---- Given information

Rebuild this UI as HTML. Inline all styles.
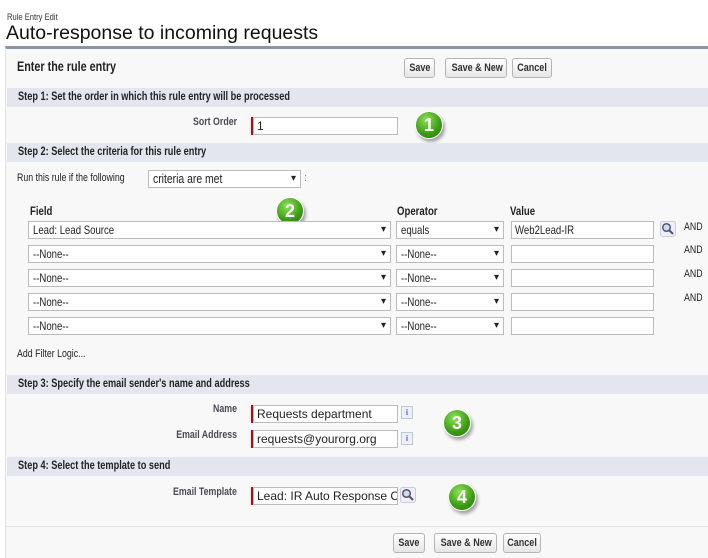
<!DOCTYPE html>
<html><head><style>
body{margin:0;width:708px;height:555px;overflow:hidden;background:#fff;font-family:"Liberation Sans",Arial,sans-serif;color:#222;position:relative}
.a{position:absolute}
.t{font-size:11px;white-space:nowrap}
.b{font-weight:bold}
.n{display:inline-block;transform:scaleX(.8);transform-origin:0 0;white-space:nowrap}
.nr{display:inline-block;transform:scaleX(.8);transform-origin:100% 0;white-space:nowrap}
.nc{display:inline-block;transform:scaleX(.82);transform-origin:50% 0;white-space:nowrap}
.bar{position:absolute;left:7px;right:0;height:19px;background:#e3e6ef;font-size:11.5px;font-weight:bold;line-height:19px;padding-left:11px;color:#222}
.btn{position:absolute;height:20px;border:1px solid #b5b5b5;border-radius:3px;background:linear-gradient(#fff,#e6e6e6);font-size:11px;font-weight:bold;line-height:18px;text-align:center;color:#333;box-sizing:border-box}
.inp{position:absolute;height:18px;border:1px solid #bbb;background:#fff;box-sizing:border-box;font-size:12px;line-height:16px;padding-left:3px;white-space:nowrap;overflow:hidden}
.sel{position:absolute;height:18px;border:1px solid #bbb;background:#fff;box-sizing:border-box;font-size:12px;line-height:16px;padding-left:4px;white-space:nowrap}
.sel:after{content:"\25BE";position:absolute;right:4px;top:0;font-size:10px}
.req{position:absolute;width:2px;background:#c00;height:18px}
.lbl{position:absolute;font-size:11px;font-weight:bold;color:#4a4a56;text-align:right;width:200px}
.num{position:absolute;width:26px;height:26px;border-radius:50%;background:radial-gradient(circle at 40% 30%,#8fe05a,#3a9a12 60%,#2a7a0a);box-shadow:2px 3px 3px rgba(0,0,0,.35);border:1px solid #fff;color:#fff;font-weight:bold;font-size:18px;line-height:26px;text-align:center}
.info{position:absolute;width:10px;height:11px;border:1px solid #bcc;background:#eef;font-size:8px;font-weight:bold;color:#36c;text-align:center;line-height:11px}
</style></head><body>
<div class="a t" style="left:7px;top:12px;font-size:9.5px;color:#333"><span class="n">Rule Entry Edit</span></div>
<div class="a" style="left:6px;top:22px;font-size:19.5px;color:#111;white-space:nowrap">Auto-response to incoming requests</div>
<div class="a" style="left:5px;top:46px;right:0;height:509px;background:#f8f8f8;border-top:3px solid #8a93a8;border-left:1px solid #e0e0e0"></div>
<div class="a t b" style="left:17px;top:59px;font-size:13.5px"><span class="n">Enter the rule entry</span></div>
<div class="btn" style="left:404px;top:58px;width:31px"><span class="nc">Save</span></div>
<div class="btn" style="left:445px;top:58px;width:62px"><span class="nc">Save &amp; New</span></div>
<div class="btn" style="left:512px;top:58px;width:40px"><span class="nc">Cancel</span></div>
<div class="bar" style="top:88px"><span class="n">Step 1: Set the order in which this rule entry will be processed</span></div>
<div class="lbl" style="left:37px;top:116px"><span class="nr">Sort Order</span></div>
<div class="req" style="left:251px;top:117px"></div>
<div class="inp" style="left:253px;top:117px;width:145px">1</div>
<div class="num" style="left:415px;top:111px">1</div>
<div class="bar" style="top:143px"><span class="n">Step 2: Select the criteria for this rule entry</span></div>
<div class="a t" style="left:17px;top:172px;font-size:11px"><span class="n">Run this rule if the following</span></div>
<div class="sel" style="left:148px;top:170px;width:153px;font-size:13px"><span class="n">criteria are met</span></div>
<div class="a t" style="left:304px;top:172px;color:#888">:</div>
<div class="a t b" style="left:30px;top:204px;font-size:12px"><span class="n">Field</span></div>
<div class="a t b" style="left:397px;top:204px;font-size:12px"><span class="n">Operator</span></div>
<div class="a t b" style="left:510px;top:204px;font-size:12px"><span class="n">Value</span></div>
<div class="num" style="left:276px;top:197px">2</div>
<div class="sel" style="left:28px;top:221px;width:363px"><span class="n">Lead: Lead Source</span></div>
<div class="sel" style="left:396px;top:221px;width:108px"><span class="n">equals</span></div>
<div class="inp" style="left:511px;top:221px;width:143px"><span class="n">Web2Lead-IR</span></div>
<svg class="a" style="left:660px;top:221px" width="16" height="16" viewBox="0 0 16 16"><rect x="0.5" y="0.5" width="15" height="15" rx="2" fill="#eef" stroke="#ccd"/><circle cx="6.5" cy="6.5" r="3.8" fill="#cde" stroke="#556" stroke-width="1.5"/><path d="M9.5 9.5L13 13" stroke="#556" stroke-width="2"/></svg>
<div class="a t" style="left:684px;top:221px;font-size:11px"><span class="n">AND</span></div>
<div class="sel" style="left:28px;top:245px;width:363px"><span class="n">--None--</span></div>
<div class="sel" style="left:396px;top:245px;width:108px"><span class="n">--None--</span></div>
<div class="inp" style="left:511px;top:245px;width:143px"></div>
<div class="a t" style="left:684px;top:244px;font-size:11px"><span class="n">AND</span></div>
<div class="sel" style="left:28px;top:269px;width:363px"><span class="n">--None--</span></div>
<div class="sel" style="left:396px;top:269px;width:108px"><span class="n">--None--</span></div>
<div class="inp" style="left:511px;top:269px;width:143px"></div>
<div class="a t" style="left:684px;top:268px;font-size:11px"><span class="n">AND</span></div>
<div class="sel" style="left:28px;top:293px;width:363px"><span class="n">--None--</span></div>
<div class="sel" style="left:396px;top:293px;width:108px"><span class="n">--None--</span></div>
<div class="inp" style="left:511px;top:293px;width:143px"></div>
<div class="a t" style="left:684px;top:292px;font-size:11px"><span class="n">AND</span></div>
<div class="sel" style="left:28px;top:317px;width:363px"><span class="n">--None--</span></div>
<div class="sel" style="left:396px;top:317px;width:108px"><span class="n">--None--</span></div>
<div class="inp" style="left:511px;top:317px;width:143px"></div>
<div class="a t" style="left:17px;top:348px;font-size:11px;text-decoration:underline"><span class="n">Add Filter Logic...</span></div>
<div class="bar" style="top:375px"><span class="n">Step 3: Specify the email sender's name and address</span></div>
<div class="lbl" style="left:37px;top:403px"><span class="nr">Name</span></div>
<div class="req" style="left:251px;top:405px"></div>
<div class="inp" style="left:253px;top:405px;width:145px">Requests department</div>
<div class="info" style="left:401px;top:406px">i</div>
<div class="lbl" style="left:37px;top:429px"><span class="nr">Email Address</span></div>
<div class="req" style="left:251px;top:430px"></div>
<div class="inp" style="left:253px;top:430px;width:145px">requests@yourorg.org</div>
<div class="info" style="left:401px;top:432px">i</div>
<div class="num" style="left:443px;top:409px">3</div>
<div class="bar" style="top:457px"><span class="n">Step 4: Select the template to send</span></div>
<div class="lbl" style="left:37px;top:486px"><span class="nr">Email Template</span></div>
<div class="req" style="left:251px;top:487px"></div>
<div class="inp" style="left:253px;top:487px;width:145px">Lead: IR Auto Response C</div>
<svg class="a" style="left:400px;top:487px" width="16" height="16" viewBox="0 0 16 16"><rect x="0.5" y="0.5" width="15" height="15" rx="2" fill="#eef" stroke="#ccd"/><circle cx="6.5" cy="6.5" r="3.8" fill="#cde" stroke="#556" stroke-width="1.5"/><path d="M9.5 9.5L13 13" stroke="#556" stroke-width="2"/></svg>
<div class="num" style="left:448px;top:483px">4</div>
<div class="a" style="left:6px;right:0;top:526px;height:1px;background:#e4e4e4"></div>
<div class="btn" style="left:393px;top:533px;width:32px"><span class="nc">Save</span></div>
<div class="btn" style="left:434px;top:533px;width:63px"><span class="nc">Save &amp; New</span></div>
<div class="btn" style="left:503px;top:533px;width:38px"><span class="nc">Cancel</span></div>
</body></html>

--------

Directions:
Write out the listing above again, exactly, but with no pictures in the copy.

Task solution:
Rebuild this UI as HTML. Inline all styles.
<!DOCTYPE html>
<html><head><style>
body{margin:0;width:708px;height:555px;overflow:hidden;background:#fff;font-family:"Liberation Sans",Arial,sans-serif;color:#222;position:relative}
.a{position:absolute}
.t{font-size:11px;white-space:nowrap}
.b{font-weight:bold}
.n{display:inline-block;transform:scaleX(.8);transform-origin:0 0;white-space:nowrap}
.nr{display:inline-block;transform:scaleX(.8);transform-origin:100% 0;white-space:nowrap}
.nc{display:inline-block;transform:scaleX(.82);transform-origin:50% 0;white-space:nowrap}
.bar{position:absolute;left:7px;right:0;height:19px;background:#e3e6ef;font-size:11.5px;font-weight:bold;line-height:19px;padding-left:11px;color:#222}
.btn{position:absolute;height:20px;border:1px solid #b5b5b5;border-radius:3px;background:linear-gradient(#fff,#e6e6e6);font-size:11px;font-weight:bold;line-height:18px;text-align:center;color:#333;box-sizing:border-box}
.inp{position:absolute;height:18px;border:1px solid #bbb;background:#fff;box-sizing:border-box;font-size:12px;line-height:16px;padding-left:3px;white-space:nowrap;overflow:hidden}
.sel{position:absolute;height:18px;border:1px solid #bbb;background:#fff;box-sizing:border-box;font-size:12px;line-height:16px;padding-left:4px;white-space:nowrap}
.sel:after{content:"\25BE";position:absolute;right:4px;top:0;font-size:10px}
.req{position:absolute;width:2px;background:#c00;height:18px}
.lbl{position:absolute;font-size:11px;font-weight:bold;color:#4a4a56;text-align:right;width:200px}
.num{position:absolute;width:26px;height:26px;border-radius:50%;background:radial-gradient(circle at 40% 30%,#8fe05a,#3a9a12 60%,#2a7a0a);box-shadow:2px 3px 3px rgba(0,0,0,.35);border:1px solid #fff;color:#fff;font-weight:bold;font-size:18px;line-height:26px;text-align:center}
.info{position:absolute;width:10px;height:11px;border:1px solid #bcc;background:#eef;font-size:8px;font-weight:bold;color:#36c;text-align:center;line-height:11px}
</style></head><body>
<div class="a t" style="left:7px;top:12px;font-size:9.5px;color:#333"><span class="n">Rule Entry Edit</span></div>
<div class="a" style="left:6px;top:22px;font-size:19.5px;color:#111;white-space:nowrap">Auto-response to incoming requests</div>
<div class="a" style="left:5px;top:46px;right:0;height:509px;background:#f8f8f8;border-top:3px solid #8a93a8;border-left:1px solid #e0e0e0"></div>
<div class="a t b" style="left:17px;top:59px;font-size:13.5px"><span class="n">Enter the rule entry</span></div>
<div class="btn" style="left:404px;top:58px;width:31px"><span class="nc">Save</span></div>
<div class="btn" style="left:445px;top:58px;width:62px"><span class="nc">Save &amp; New</span></div>
<div class="btn" style="left:512px;top:58px;width:40px"><span class="nc">Cancel</span></div>
<div class="bar" style="top:88px"><span class="n">Step 1: Set the order in which this rule entry will be processed</span></div>
<div class="lbl" style="left:37px;top:116px"><span class="nr">Sort Order</span></div>
<div class="req" style="left:251px;top:117px"></div>
<div class="inp" style="left:253px;top:117px;width:145px">1</div>
<div class="num" style="left:415px;top:111px">1</div>
<div class="bar" style="top:143px"><span class="n">Step 2: Select the criteria for this rule entry</span></div>
<div class="a t" style="left:17px;top:172px;font-size:11px"><span class="n">Run this rule if the following</span></div>
<div class="sel" style="left:148px;top:170px;width:153px;font-size:13px"><span class="n">criteria are met</span></div>
<div class="a t" style="left:304px;top:172px;color:#888">:</div>
<div class="a t b" style="left:30px;top:204px;font-size:12px"><span class="n">Field</span></div>
<div class="a t b" style="left:397px;top:204px;font-size:12px"><span class="n">Operator</span></div>
<div class="a t b" style="left:510px;top:204px;font-size:12px"><span class="n">Value</span></div>
<div class="num" style="left:276px;top:197px">2</div>
<div class="sel" style="left:28px;top:221px;width:363px"><span class="n">Lead: Lead Source</span></div>
<div class="sel" style="left:396px;top:221px;width:108px"><span class="n">equals</span></div>
<div class="inp" style="left:511px;top:221px;width:143px"><span class="n">Web2Lead-IR</span></div>
<svg class="a" style="left:660px;top:221px" width="16" height="16" viewBox="0 0 16 16"><rect x="0.5" y="0.5" width="15" height="15" rx="2" fill="#eef" stroke="#ccd"/><circle cx="6.5" cy="6.5" r="3.8" fill="#cde" stroke="#556" stroke-width="1.5"/><path d="M9.5 9.5L13 13" stroke="#556" stroke-width="2"/></svg>
<div class="a t" style="left:684px;top:221px;font-size:11px"><span class="n">AND</span></div>
<div class="sel" style="left:28px;top:245px;width:363px"><span class="n">--None--</span></div>
<div class="sel" style="left:396px;top:245px;width:108px"><span class="n">--None--</span></div>
<div class="inp" style="left:511px;top:245px;width:143px"></div>
<div class="a t" style="left:684px;top:244px;font-size:11px"><span class="n">AND</span></div>
<div class="sel" style="left:28px;top:269px;width:363px"><span class="n">--None--</span></div>
<div class="sel" style="left:396px;top:269px;width:108px"><span class="n">--None--</span></div>
<div class="inp" style="left:511px;top:269px;width:143px"></div>
<div class="a t" style="left:684px;top:268px;font-size:11px"><span class="n">AND</span></div>
<div class="sel" style="left:28px;top:293px;width:363px"><span class="n">--None--</span></div>
<div class="sel" style="left:396px;top:293px;width:108px"><span class="n">--None--</span></div>
<div class="inp" style="left:511px;top:293px;width:143px"></div>
<div class="a t" style="left:684px;top:292px;font-size:11px"><span class="n">AND</span></div>
<div class="sel" style="left:28px;top:317px;width:363px"><span class="n">--None--</span></div>
<div class="sel" style="left:396px;top:317px;width:108px"><span class="n">--None--</span></div>
<div class="inp" style="left:511px;top:317px;width:143px"></div>
<div class="a t" style="left:17px;top:348px;font-size:11px;text-decoration:underline"><span class="n">Add Filter Logic...</span></div>
<div class="bar" style="top:375px"><span class="n">Step 3: Specify the email sender's name and address</span></div>
<div class="lbl" style="left:37px;top:403px"><span class="nr">Name</span></div>
<div class="req" style="left:251px;top:405px"></div>
<div class="inp" style="left:253px;top:405px;width:145px">Requests department</div>
<div class="info" style="left:401px;top:406px">i</div>
<div class="lbl" style="left:37px;top:429px"><span class="nr">Email Address</span></div>
<div class="req" style="left:251px;top:430px"></div>
<div class="inp" style="left:253px;top:430px;width:145px">requests@yourorg.org</div>
<div class="info" style="left:401px;top:432px">i</div>
<div class="num" style="left:443px;top:409px">3</div>
<div class="bar" style="top:457px"><span class="n">Step 4: Select the template to send</span></div>
<div class="lbl" style="left:37px;top:486px"><span class="nr">Email Template</span></div>
<div class="req" style="left:251px;top:487px"></div>
<div class="inp" style="left:253px;top:487px;width:145px">Lead: IR Auto Response C</div>
<svg class="a" style="left:400px;top:487px" width="16" height="16" viewBox="0 0 16 16"><rect x="0.5" y="0.5" width="15" height="15" rx="2" fill="#eef" stroke="#ccd"/><circle cx="6.5" cy="6.5" r="3.8" fill="#cde" stroke="#556" stroke-width="1.5"/><path d="M9.5 9.5L13 13" stroke="#556" stroke-width="2"/></svg>
<div class="num" style="left:448px;top:483px">4</div>
<div class="a" style="left:6px;right:0;top:526px;height:1px;background:#e4e4e4"></div>
<div class="btn" style="left:393px;top:533px;width:32px"><span class="nc">Save</span></div>
<div class="btn" style="left:434px;top:533px;width:63px"><span class="nc">Save &amp; New</span></div>
<div class="btn" style="left:503px;top:533px;width:38px"><span class="nc">Cancel</span></div>
</body></html>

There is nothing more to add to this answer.